Description
A rich and comforting Creamy Spinach Mushroom Tortellini with Caramelized Onions, featuring tender cheese tortellini tossed in a luscious Parmesan cream sauce with sautéed mushrooms, fresh spinach, and sweet caramelized onions. This easy-to-make dish is perfect for a cozy dinner and packs satisfying flavors with every bite.
Ingredients
Scale
Pasta
- 1 pound (450g) cheese tortellini
Vegetables
- 1 large onion, thinly sliced
- 8 ounces (225g) mushrooms, sliced
- 3 cloves garlic, minced
- 4 cups (120g) fresh spinach
Dairy & Oils
- 2 tablespoons olive oil
- 1 cup (240ml) heavy cream
- 1/2 cup (50g) grated Parmesan cheese
Seasoning & Garnish
- Salt and pepper, to taste
- Fresh parsley, chopped (for garnish)
Instructions
- Cook tortellini: Boil the cheese tortellini according to the package instructions until al dente. Drain the pasta well and set it aside to be added later.
- Caramelize onions: Heat 1 tablespoon of olive oil in a large skillet over medium heat. Add the thinly sliced onions and cook slowly, stirring occasionally, until they become golden brown and caramelized, about 15 to 20 minutes. Remove the onions from the skillet and set aside.

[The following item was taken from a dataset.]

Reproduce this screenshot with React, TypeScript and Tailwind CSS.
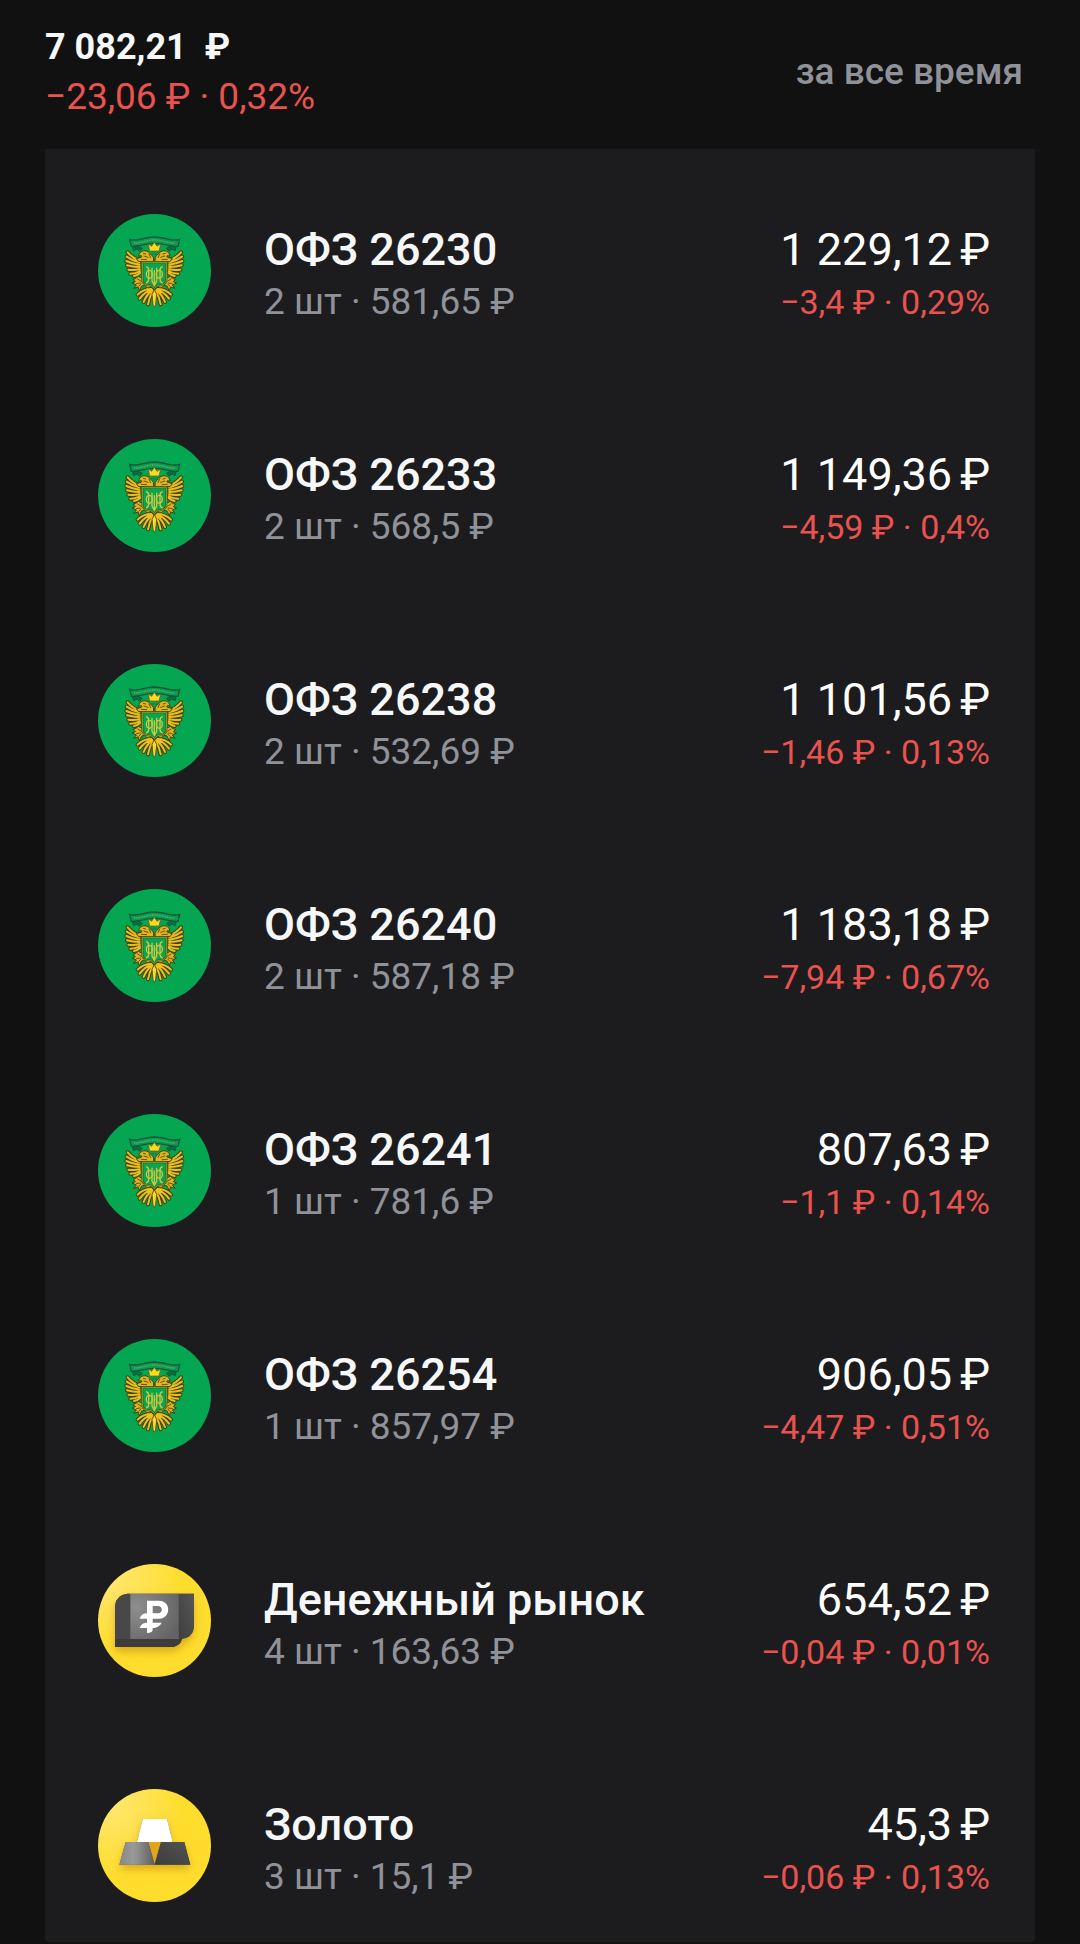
type IconKind = "eagle" | "money" | "gold";

type Holding = {
  name: string;
  icon: IconKind;
  quantity: string;
  value: string;
  change: string;
};

const holdings: Holding[] = [
  { name: "ОФЗ 26230", icon: "eagle", quantity: "2 шт · 581,65 ₽", value: "1 229,12", change: "−3,4 ₽ · 0,29%" },
  { name: "ОФЗ 26233", icon: "eagle", quantity: "2 шт · 568,5 ₽", value: "1 149,36", change: "−4,59 ₽ · 0,4%" },
  { name: "ОФЗ 26238", icon: "eagle", quantity: "2 шт · 532,69 ₽", value: "1 101,56", change: "−1,46 ₽ · 0,13%" },
  { name: "ОФЗ 26240", icon: "eagle", quantity: "2 шт · 587,18 ₽", value: "1 183,18", change: "−7,94 ₽ · 0,67%" },
  { name: "ОФЗ 26241", icon: "eagle", quantity: "1 шт · 781,6 ₽", value: "807,63", change: "−1,1 ₽ · 0,14%" },
  { name: "ОФЗ 26254", icon: "eagle", quantity: "1 шт · 857,97 ₽", value: "906,05", change: "−4,47 ₽ · 0,51%" },
  { name: "Денежный рынок", icon: "money", quantity: "4 шт · 163,63 ₽", value: "654,52", change: "−0,04 ₽ · 0,01%" },
  { name: "Золото", icon: "gold", quantity: "3 шт · 15,1 ₽", value: "45,3", change: "−0,06 ₽ · 0,13%" },
];

const wingFeathers =
  "M148 166Q128 160 113 142M148 172Q126 167 110 155M148 179Q126 176 109 168M148 186Q128 186 111 181M148 193Q132 197 115 194M149 199Q137 206 121 206M150 204Q143 211 132 213";
const tailFeathers =
  "M184 252Q160 252 143 269M186 254Q164 260 149 281M187 256Q170 268 161 291M189 258Q178 276 174 298";

function EagleHalf() {
  return (
    <g strokeLinecap="round">
      {/* wing */}
      <path d={wingFeathers} fill="none" stroke="#3c430f" strokeWidth="12" />
      <path d="M122 148Q132 158 150 163L154 205L146 205L140 170Z" fill="#8a7014" />
      <path d={wingFeathers} fill="none" stroke="#ecbd1f" strokeWidth="6" />
      {/* head and neck */}
      <path
        d="M190 170H146L139 161L153 157C160 153 153 150 146 154C147 142 157 135 169 138C180 141 182 150 190 156Z"
        fill="#e2b41d"
        stroke="#3f410f"
        strokeWidth="3"
      />
      <path d="M160 145L167 147M162 153L174 157M177 147L182 158M154 163L170 164" stroke="#6a540b" strokeWidth="3" />
      {/* leg and claw */}
      <path
        d="M157 220L145 214L136 221L129 223L136 230L126 234L139 240L131 250L144 246L148 257L155 243L164 241L171 248L184 252L178 237L167 229Z"
        fill="#ddb01f"
        stroke="#3e420f"
        strokeWidth="3"
      />
      <path d="M143 222L156 230M139 236L151 234M161 227L174 240M146 244L153 237" stroke="#6a560d" strokeWidth="3" />
      {/* tail */}
      <path d={tailFeathers} fill="none" stroke="#3c430f" strokeWidth="12" />
      <path d={tailFeathers} fill="none" stroke="#eebf1f" strokeWidth="6" />
    </g>
  );
}

function EagleIcon() {
  return (
    <svg viewBox="24 27 339 339" className="size-full" aria-hidden="true">
      <circle cx="193.5" cy="196.5" r="169.5" fill="#04a651" />
      <EagleHalf />
      <g transform="matrix(-1 0 0 1 386 0)">
        <EagleHalf />
      </g>
      {/* ribbon */}
      <path
        d="M119 103C141 111 160 96 193 96C226 96 247 111 269 103L264 124C244 127 224 115 193 115C162 115 143 127 124 124Z"
        fill="#0b9a52"
        stroke="#0b5a3a"
        strokeWidth="4"
      />
      <path d="M132 114C153 115 169 105 193 105C217 105 235 115 255 114" fill="none" stroke="#62b065" strokeWidth="4" strokeDasharray="3 2" />
      <path
        d="M128 125L130 137L142 132L148 139L157 130L143 123ZM258 125L256 137L244 132L238 139L229 130L243 123Z"
        fill="#07703f"
        stroke="#0a5a38"
        strokeWidth="3"
      />
      {/* crown */}
      <path d="M179 138L175 117L185 124L193 112L201 124L212 117L207 138Z" fill="#ffd91e" stroke="#665a10" strokeWidth="2" />
      <path d="M183 143H203L199 152L193 148L187 152Z" fill="#0c8d48" />
      {/* shield */}
      <path d="M157 172H229V224C229 238 217 241 203 242L193 251L183 242C169 241 157 238 157 224Z" fill="#08a552" stroke="#2a5c1a" strokeWidth="6" />
      <path d="M157 172H229V224C229 238 217 241 203 242L193 250L183 242C169 241 157 238 157 224Z" fill="none" stroke="#dcb422" strokeWidth="2" />
      <g fill="none" stroke="#d6c53a" strokeWidth="4">
        <path d="M168 185Q176 186 176 196V222Q176 232 168 234M218 185Q210 186 210 196V222Q210 232 218 234M186 188V228L193 241L200 228V188M193 196V241" />
        <ellipse cx="178" cy="208" rx="9" ry="12" />
        <ellipse cx="208" cy="208" rx="9" ry="12" />
      </g>
      <path d="M193 254L186 268L189 300L193 307L197 300L200 268Z" fill="#ffd829" stroke="#625710" strokeWidth="3" />
    </svg>
  );
}

function MoneyIcon() {
  return (
    <svg viewBox="24 27 339 339" className="size-full" aria-hidden="true">
      <defs>
        <radialGradient id="money-bg" cx="0.1" cy="0.12" r="0.65">
          <stop offset="0" stopColor="#ffe773" />
          <stop offset="1" stopColor="#ffdd2d" />
        </radialGradient>
        <radialGradient id="note-middle" cx="0.1" cy="0.3" r="1">
          <stop offset="0" stopColor="#8e8e8e" />
          <stop offset="1" stopColor="#636363" />
        </radialGradient>
        <linearGradient id="note-edge" x1="1" y1="0" x2="0" y2="1">
          <stop offset="0" stopColor="#565656" />
          <stop offset="1" stopColor="#3e3e3e" />
        </linearGradient>
        <filter id="money-shadow" x="-30%" y="-30%" width="160%" height="170%">
          <feDropShadow dx="0" dy="14" stdDeviation="12" floodColor="#b87800" floodOpacity="0.5" />
        </filter>
      </defs>
      <circle cx="193.5" cy="196.5" r="169.5" fill="url(#money-bg)" />
      <g filter="url(#money-shadow)">
        <path d="M75 152Q78 120 112 116H312V218Q307 248 276 251Q272 271 249 276H75Z" fill="#424242" />
      </g>
      <path d="M265 116H312V218Q307 248 276 251H265Z" fill="url(#note-edge)" />
      <path d="M75 152Q78 120 112 116H121V252H75Z" fill="#484848" />
      <path d="M75 252H276Q272 271 249 276H75Z" fill="#3c3c3c" />
      <rect x="121" y="116" width="145" height="136" fill="url(#note-middle)" />
      <path
        d="M171 137H207C244 137 244 190 207 191H188V203H215Q208 218 188 219V225Q187 234 171 234V219H149Q154 203 171 203V191H149Q154 175 171 175ZM188 153V175H205C219 174 219 154 205 153Z"
        fill="#fff"
        fillRule="evenodd"
      />
    </svg>
  );
}

function GoldIcon() {
  return (
    <svg viewBox="24 27 339 339" className="size-full" aria-hidden="true">
      <defs>
        <radialGradient id="gold-bg" cx="0.1" cy="0.12" r="0.65">
          <stop offset="0" stopColor="#ffe773" />
          <stop offset="1" stopColor="#ffdd2d" />
        </radialGradient>
        <linearGradient id="bar-left" x1="0" y1="0" x2="1" y2="0">
          <stop offset="0" stopColor="#868686" />
          <stop offset="0.4" stopColor="#9a9a9a" />
          <stop offset="1" stopColor="#606060" />
        </linearGradient>
        <linearGradient id="bar-right" x1="0" y1="1" x2="1" y2="0">
          <stop offset="0" stopColor="#3c3c3c" />
          <stop offset="1" stopColor="#535353" />
        </linearGradient>
        <filter id="gold-shadow" x="-30%" y="-30%" width="160%" height="170%">
          <feDropShadow dx="0" dy="13" stdDeviation="12" floodColor="#b87800" floodOpacity="0.5" />
        </filter>
      </defs>
      <circle cx="193.5" cy="196.5" r="169.5" fill="url(#gold-bg)" />
      <g filter="url(#gold-shadow)">
        <path d="M158 117H231L248 186H283L301 254H88L107 186H141Z" fill="#555" />
      </g>
      <path d="M158 117H231L248 186H141Z" fill="#fff" />
      <path d="M175 186H213L194 252Z" fill="#e0a51c" />
      <path d="M107 186H175L193 254H88Z" fill="url(#bar-left)" />
      <path d="M213 186H283L301 254H194Z" fill="url(#bar-right)" />
    </svg>
  );
}

const icons = { eagle: EagleIcon, money: MoneyIcon, gold: GoldIcon };

function HoldingRow({ holding }: { holding: Holding }) {
  const Icon = icons[holding.icon];
  return (
    <li className="flex items-end">
      <div className="size-[113px] shrink-0">
        <Icon />
      </div>
      <div className="ml-[53px] min-w-0 flex-1">
        <h2 className="text-[45px] leading-[54px] font-medium text-[#f6f7f8]">{holding.name}</h2>
        <p className="text-[37px] leading-[50px] text-[#909299]">{holding.quantity}</p>
      </div>
      <div className="text-right whitespace-nowrap">
        <p className="flex justify-end gap-2 text-[45px] leading-[54px] text-white">
          <span>{holding.value}</span>
          <span>₽</span>
        </p>
        <p className="text-[34px] leading-[50px] text-[#e9524f]">{holding.change}</p>
      </div>
    </li>
  );
}

export default function App() {
  return (
    <main className="min-h-screen bg-[#111111] px-[45px] pb-0.5 font-['Roboto','Noto_Sans',sans-serif]">
      <header className="flex h-[149px] items-center justify-between pr-3 pb-1.5">
        <div>
          <h1 className="text-[36px] leading-[50px] font-bold whitespace-pre text-[#f6f7f8]">{"7 082,21  ₽"}</h1>
          <p className="text-[37px] leading-[50px] text-[#e9524f]">−23,06 ₽ · 0,32%</p>
        </div>
        <button type="button" className="text-[37px] leading-[50px] font-medium text-[#909299]">
          за все время
        </button>
      </header>
      <ul className="flex flex-col gap-28 rounded-b-sm bg-[#1c1c1e] pt-[65px] pr-[45px] pb-10 pl-[53px]">
        {holdings.map((holding) => (
          <HoldingRow key={holding.name} holding={holding} />
        ))}
      </ul>
    </main>
  );
}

- Sauté mushrooms and garlic: In the same skillet, add the remaining tablespoon of olive oil and increase heat to medium-high. Add the sliced mushrooms and cook, stirring occasionally, until tender and browned, about 5 to 7 minutes. Add the minced garlic and cook for 1 to 2 minutes until fragrant, being careful not to burn the garlic.
- Cook spinach: Reduce the heat to medium, then add the fresh spinach to the skillet. Stir and cook until the spinach wilts completely, which should take a few minutes.
- Make cream sauce: Pour the heavy cream into the skillet with the spinach and mushrooms. Stir in the grated Parmesan cheese and continue cooking while stirring until the cheese melts and the sauce becomes creamy. Season the sauce with salt and pepper to taste.
- Combine all ingredients: Return the cooked tortellini and caramelized onions to the skillet. Gently toss everything together to coat the pasta evenly with the creamy sauce. Cook together for 2 to 3 minutes until everything is heated through.
- Serve: Remove the skillet from the heat. Garnish with chopped fresh parsley and serve the creamy spinach mushroom tortellini immediately for the best flavor and texture.
Notes
- For a lighter version, substitute heavy cream with half-and-half or a plant-based cream alternative.
- You can add crushed red pepper flakes for a subtle spicy kick.
- Mushrooms can be substituted with cremini or portobello for a deeper flavor.
- Make sure to cook the onions slowly to achieve perfect caramelization without burning.
- This dish is best served fresh but can be refrigerated and gently reheated within 2 days.